A district task force, comprised of parents, district board members and other community members, was created on Tuesday, to educate the community and help close the gap on the millions of dollars the district is shortchanged by the state of California each year.
Continued budget cuts from Sacramento forced La Cañada Unified to make tough decisions to make ends meet. An increase in class size at the district's elementary schools is one example. Parents are motivated to do all they can after witnessing this increase in the beginning of the school year.
"We do have a fire and we need to figure out how to put it out," said school board member Susan Boyd. "We would all love to get our classes back to what they were two or three years ago."
A mass e-mail from Craig Mazin, a parent of two students at Palm Crest, helped spark the birth of this task force. The e-mail, which generated hundreds of responses, notified the La Cañada community of the district's financial situation and called them to change the town's culture of donating, or see class sizes continue to rise.
"The good news is that I believe we are in the middle of a revival," said Mazin, who stood in front of the board as a representative of more than 200 La Cañada resident families.
Paul Murray, the executive vice president of the La Cañada Flintridge Educational Foundation, expressed the Foundation's support for the new task force. Joel Peterson, a governing board member, said he was also pleased with this development.
"It is in fact true that we cannot contain the level of our program if the budget cuts continue," Peterson said. "We would have to make some very difficult decisions.
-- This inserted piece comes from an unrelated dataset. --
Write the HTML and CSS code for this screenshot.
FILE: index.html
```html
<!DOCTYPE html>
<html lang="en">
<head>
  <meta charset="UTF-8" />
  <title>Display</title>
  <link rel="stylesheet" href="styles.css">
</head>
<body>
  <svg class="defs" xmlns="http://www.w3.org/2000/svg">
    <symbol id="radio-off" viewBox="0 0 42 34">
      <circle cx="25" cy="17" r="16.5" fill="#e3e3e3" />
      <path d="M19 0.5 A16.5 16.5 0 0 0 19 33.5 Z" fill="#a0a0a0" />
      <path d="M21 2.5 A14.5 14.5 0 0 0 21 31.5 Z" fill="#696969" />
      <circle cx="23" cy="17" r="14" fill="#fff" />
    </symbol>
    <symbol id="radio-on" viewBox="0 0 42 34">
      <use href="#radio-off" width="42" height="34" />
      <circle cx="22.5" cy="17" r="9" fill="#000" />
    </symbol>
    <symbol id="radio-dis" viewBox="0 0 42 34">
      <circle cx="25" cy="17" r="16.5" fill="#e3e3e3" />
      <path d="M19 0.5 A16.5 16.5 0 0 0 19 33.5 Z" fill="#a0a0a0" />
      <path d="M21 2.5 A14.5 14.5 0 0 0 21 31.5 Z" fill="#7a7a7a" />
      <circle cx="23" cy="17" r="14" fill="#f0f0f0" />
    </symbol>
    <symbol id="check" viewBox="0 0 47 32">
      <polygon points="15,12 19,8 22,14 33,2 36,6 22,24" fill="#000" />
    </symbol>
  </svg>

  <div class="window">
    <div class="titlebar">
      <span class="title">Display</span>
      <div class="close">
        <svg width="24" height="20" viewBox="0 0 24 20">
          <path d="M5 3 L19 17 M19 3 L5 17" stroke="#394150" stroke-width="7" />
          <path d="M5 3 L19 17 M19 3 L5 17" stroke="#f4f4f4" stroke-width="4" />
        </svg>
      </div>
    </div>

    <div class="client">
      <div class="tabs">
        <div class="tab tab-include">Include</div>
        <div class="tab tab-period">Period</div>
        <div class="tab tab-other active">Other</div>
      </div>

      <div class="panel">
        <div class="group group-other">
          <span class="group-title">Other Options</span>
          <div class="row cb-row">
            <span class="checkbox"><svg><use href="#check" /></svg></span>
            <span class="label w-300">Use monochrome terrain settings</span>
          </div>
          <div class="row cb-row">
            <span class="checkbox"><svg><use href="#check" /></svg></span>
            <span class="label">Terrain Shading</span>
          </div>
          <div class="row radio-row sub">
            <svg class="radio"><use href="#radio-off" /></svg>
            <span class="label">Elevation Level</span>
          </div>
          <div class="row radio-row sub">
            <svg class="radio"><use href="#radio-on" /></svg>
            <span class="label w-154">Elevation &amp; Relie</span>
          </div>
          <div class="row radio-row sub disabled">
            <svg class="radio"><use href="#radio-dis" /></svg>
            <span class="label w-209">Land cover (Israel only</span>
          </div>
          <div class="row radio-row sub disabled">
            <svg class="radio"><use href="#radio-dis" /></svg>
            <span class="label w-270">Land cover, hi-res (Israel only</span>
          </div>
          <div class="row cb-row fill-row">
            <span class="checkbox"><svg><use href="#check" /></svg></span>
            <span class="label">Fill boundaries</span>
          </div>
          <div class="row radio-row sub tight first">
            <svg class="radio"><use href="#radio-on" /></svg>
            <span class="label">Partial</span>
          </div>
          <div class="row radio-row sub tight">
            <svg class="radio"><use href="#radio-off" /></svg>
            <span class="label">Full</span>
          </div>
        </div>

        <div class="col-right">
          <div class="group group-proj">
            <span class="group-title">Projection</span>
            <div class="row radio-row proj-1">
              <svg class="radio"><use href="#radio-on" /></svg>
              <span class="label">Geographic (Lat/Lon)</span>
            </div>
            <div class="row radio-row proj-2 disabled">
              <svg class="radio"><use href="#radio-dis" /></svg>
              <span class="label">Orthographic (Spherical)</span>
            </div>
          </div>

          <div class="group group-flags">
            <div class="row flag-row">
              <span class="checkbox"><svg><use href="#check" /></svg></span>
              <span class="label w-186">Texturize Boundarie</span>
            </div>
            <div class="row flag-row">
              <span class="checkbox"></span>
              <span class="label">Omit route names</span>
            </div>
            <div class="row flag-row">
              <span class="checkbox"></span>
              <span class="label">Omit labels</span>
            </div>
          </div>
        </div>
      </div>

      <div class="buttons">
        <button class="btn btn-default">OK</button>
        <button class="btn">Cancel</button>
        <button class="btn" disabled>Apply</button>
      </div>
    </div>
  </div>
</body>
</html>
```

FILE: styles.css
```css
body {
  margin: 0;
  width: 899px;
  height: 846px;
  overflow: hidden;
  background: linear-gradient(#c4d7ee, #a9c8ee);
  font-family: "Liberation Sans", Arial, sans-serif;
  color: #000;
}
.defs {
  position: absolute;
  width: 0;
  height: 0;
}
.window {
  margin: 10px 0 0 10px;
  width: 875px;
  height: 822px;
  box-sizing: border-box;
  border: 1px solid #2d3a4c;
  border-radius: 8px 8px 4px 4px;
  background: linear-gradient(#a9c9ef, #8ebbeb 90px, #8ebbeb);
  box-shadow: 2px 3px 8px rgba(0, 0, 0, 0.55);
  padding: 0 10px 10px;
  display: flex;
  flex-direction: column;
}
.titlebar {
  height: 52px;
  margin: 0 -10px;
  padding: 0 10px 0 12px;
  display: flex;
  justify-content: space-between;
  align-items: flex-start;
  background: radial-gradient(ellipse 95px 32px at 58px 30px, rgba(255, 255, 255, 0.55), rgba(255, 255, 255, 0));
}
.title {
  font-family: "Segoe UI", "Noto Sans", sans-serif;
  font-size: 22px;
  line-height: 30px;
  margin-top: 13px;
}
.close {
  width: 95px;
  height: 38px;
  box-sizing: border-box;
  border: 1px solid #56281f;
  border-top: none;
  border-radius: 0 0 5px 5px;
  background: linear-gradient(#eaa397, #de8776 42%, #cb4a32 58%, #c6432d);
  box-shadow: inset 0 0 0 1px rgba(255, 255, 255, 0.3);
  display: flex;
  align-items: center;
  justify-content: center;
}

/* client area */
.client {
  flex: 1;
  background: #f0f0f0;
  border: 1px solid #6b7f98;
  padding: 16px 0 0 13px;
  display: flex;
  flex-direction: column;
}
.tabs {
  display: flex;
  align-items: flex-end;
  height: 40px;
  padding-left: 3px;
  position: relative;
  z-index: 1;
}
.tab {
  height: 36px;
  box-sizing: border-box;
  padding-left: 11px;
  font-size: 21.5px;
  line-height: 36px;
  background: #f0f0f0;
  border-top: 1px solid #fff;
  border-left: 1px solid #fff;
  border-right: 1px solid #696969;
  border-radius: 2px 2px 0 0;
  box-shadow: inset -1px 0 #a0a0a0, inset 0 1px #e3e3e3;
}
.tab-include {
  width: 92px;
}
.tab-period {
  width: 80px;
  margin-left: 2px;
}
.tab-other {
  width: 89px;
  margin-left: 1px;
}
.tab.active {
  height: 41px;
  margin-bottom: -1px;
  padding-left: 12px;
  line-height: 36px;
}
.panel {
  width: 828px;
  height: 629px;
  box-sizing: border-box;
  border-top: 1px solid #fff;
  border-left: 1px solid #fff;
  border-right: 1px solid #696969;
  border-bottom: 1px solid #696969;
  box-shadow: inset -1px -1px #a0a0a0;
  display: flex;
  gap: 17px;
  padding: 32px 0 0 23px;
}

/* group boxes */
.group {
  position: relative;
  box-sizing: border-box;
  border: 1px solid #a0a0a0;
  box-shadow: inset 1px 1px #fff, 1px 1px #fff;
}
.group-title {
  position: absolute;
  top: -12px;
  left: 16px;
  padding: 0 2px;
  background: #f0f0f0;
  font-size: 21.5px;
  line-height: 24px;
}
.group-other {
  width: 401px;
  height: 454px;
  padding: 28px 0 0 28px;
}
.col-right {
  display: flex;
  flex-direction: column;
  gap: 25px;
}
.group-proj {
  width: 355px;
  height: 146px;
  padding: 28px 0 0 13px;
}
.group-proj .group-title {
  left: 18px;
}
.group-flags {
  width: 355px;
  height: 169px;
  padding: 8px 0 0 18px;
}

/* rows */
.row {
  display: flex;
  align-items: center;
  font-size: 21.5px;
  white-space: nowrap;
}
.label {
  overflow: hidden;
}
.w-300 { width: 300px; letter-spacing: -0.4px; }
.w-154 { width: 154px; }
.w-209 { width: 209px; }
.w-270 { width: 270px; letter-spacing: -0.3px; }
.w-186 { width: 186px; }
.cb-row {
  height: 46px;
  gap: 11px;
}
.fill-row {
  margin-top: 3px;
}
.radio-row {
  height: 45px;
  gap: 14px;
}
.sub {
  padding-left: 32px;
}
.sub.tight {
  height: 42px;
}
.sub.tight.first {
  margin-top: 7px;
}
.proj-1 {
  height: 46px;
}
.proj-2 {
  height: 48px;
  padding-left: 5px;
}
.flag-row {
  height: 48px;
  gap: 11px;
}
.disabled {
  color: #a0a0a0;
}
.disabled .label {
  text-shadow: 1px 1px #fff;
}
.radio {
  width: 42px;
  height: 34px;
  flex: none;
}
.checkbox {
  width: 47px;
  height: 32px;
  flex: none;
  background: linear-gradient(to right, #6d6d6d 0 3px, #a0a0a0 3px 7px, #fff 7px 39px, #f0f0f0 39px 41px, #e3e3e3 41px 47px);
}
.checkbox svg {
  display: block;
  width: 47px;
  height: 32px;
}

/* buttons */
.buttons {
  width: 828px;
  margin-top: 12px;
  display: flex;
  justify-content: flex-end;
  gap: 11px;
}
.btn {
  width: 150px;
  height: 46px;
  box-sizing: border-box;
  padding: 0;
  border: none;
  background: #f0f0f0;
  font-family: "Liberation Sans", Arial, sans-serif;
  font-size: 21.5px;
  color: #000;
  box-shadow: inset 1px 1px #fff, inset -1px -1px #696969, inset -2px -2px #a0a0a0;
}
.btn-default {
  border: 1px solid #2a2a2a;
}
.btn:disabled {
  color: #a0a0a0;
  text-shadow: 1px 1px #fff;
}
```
It will certainly be helpful to have more resources."
Mazin thanked the school board for hearing what the parents had to say.
"On behalf of all the parents, I would like to thank [the school board] but especially Supt. [Jim] Stratton for doing such an incredible job shielding us from the pain the state has been inflicting for so long," Mazin said. "We now know it is our part to help you and we are ready to do our part."
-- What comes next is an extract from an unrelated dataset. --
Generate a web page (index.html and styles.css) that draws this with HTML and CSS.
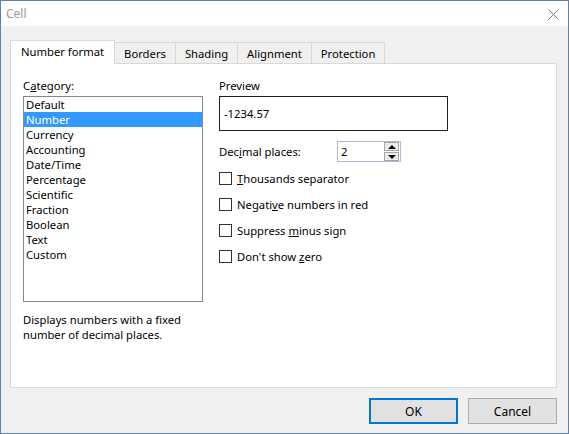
FILE: index.html
```html
<!DOCTYPE html>
<html lang="en">
<head>
    <meta charset="UTF-8">
    <title>Cell</title>
    <link rel="stylesheet" href="styles.css">
</head>
<body>
    <div class="window">
        <div class="titlebar">
            <span class="title">Cell</span>
            <svg class="close" width="11" height="11" viewBox="0 0 11 11">
                <path d="M0.5 0.5 L10.5 10.5 M10.5 0.5 L0.5 10.5" stroke="#7a7a7a" stroke-width="1" fill="none"/>
            </svg>
        </div>

        <div class="content">
            <div class="tabs">
                <div class="tab active">Number format</div>
                <div class="tab">Borders</div>
                <div class="tab">Shading</div>
                <div class="tab">Alignment</div>
                <div class="tab">Protection</div>
            </div>

            <div class="panel">
                <div class="col-left">
                    <div class="label">C<u>a</u>tegory:</div>
                    <ul class="list">
                        <li>Default</li>
                        <li class="selected">Number</li>
                        <li>Currency</li>
                        <li>Accounting</li>
                        <li>Date/Time</li>
                        <li>Percentage</li>
                        <li>Scientific</li>
                        <li>Fraction</li>
                        <li>Boolean</li>
                        <li>Text</li>
                        <li>Custom</li>
                    </ul>
                    <p class="desc">Displays numbers with a fixed<br>number of decimal places.</p>
                </div>

                <div class="col-right">
                    <div class="label">Preview</div>
                    <div class="preview">-1234.57</div>

                    <div class="decimals">
                        <span class="decimals-label">Dec<u>i</u>mal places:</span>
                        <div class="spin">
                            <span class="spin-value">2</span>
                            <div class="spin-btns">
                                <div class="spin-btn"><span class="arrow up"></span></div>
                                <div class="spin-btn"><span class="arrow down"></span></div>
                            </div>
                        </div>
                    </div>

                    <div class="checks">
                        <div class="check"><span class="box"></span><span><u>T</u>housands separator</span></div>
                        <div class="check"><span class="box"></span><span>Negati<u>v</u>e numbers in red</span></div>
                        <div class="check"><span class="box"></span><span>Suppress <u>m</u>inus sign</span></div>
                        <div class="check"><span class="box"></span><span>Don't show <u>z</u>ero</span></div>
                    </div>
                </div>
            </div>

            <div class="buttons">
                <button class="btn default">OK</button>
                <button class="btn">Cancel</button>
            </div>
        </div>
    </div>
</body>
</html>
```

FILE: styles.css
```css
body {
    margin: 0;
    font-family: 'Segoe UI', 'Noto Sans', sans-serif;
    font-size: 11.25px;
    color: #000;
}
.window {
    width: 569px;
    height: 434px;
    box-sizing: border-box;
    border: 1px solid #6082a8;
    background-color: #f0f0f0;
    display: flex;
    flex-direction: column;
}
.titlebar {
    height: 25px;
    flex-shrink: 0;
    background-color: #fff;
    display: flex;
    align-items: center;
    justify-content: space-between;
    padding: 0 9px 0 5px;
}
.title {
    color: #9a9a9a;
    font-size: 12px;
}
.close {
    display: block;
    margin-top: 1px;
}
.content {
    flex-grow: 1;
    display: flex;
    flex-direction: column;
    padding: 14px 11px 9px 9px;
}
.tabs {
    display: flex;
    align-items: flex-end;
    height: 23px;
    position: relative;
    z-index: 1;
}
.tab {
    height: 21px;
    box-sizing: border-box;
    border: 1px solid #d9d9d9;
    border-bottom: none;
    margin-left: -1px;
    padding: 0 9px;
    display: flex;
    align-items: center;
    background-color: #f0f0f0;
}
.tab.active {
    height: 24px;
    margin-left: 0;
    margin-bottom: -1px;
    padding: 0 10px 2px 10px;
    background-color: #fff;
}
.panel {
    height: 325px;
    box-sizing: border-box;
    border: 1px solid #d9d9d9;
    background-color: #fff;
    display: flex;
    gap: 16px;
    padding: 14px 0 0 12px;
}
.col-left {
    width: 180px;
}
.col-right {
    width: 229px;
}
.label {
    line-height: 15px;
    margin-bottom: 3px;
}
.list {
    list-style: none;
    margin: 0;
    padding: 0;
    height: 206px;
    box-sizing: border-box;
    border: 1px solid #828790;
}
.list li {
    line-height: 15px;
    height: 15px;
    padding-left: 2px;
}
.list li.selected {
    background-color: #3399ff;
    color: #fff;
}
.desc {
    margin: 10px 0 0 0;
    line-height: 15px;
}
.preview {
    height: 35px;
    box-sizing: border-box;
    border: 1px solid #1e1e1e;
    display: flex;
    align-items: center;
    padding-left: 4px;
}
.decimals {
    display: flex;
    align-items: center;
    margin-top: 10px;
}
.decimals-label {
    width: 118px;
}
.spin {
    width: 64px;
    height: 21px;
    box-sizing: border-box;
    border: 1px solid #a9bdd3;
    display: flex;
    align-items: center;
    justify-content: space-between;
    padding-left: 3px;
}
.spin-btns {
    width: 15px;
    height: 19px;
    display: flex;
    flex-direction: column;
    gap: 1px;
    padding: 0 1px 0 0;
}
.spin-btn {
    flex: 1;
    border: 1px solid #a6a6a6;
    background-color: #ececec;
    display: flex;
    align-items: center;
    justify-content: center;
}
.arrow {
    width: 0;
    height: 0;
    border-left: 4px solid transparent;
    border-right: 4px solid transparent;
}
.arrow.up {
    border-bottom: 4px solid #000;
}
.arrow.down {
    border-top: 4px solid #000;
}
.checks {
    margin-top: 3px;
}
.check {
    height: 26px;
    display: flex;
    align-items: center;
    gap: 5px;
}
.box {
    width: 13px;
    height: 13px;
    box-sizing: border-box;
    border: 1px solid #333;
    background-color: #fff;
}
.buttons {
    display: flex;
    justify-content: flex-end;
    gap: 10px;
    margin-top: 10px;
}
.btn {
    width: 89px;
    height: 26px;
    box-sizing: border-box;
    border: 1px solid #adadad;
    background-color: #e1e1e1;
    font-family: inherit;
    font-size: 12px;
    color: #000;
    padding: 0;
}
.btn.default {
    border: 2px solid #0078d7;
}
```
Educational Foundation's Summer School Program
La Cañada Flintridge Educational Foundation is broadening its job description to included administering summer school.
The school board unanimously approved the Foundation's contract to use district sites and materials to run a summer-school program. La Cañada Unified eliminated its summer program for 2011 to save $85,000.
Governing Board President Jeanne Broberg offered hundreds of thank yous to the Foundation.
"We can't thank them enough," Broberg said.
No opposition was heard on this matter from the La Cañada Teachers Association, although their President, Rick Jordan, was in attendance.
"I think this is a win-win situation for everyone," Stratton said. "It's a win for the students who know have an option for summer school, a win for the Foundation as a possible revenue generator and a win for teachers who will now have somewhere to work in the summer."
Construction returns to La Cañada High School
More than $1.5 million in leftover bond funds has given the district leeway to begin some minor-construction projects to improve La Cañada High School's campus.
The remaining money will be spent on 10 different projects, including repairing and updating the upstairs and downstairs north gym restrooms, the physical education offices and storage rooms, restoring and replacing the boys and girl's locker rooms and improving the acoustics in the south gym.
Projections show all 10 projects will cost just more than $1.4 million, leaving the district with $700,000 leftover for possible construction in the future.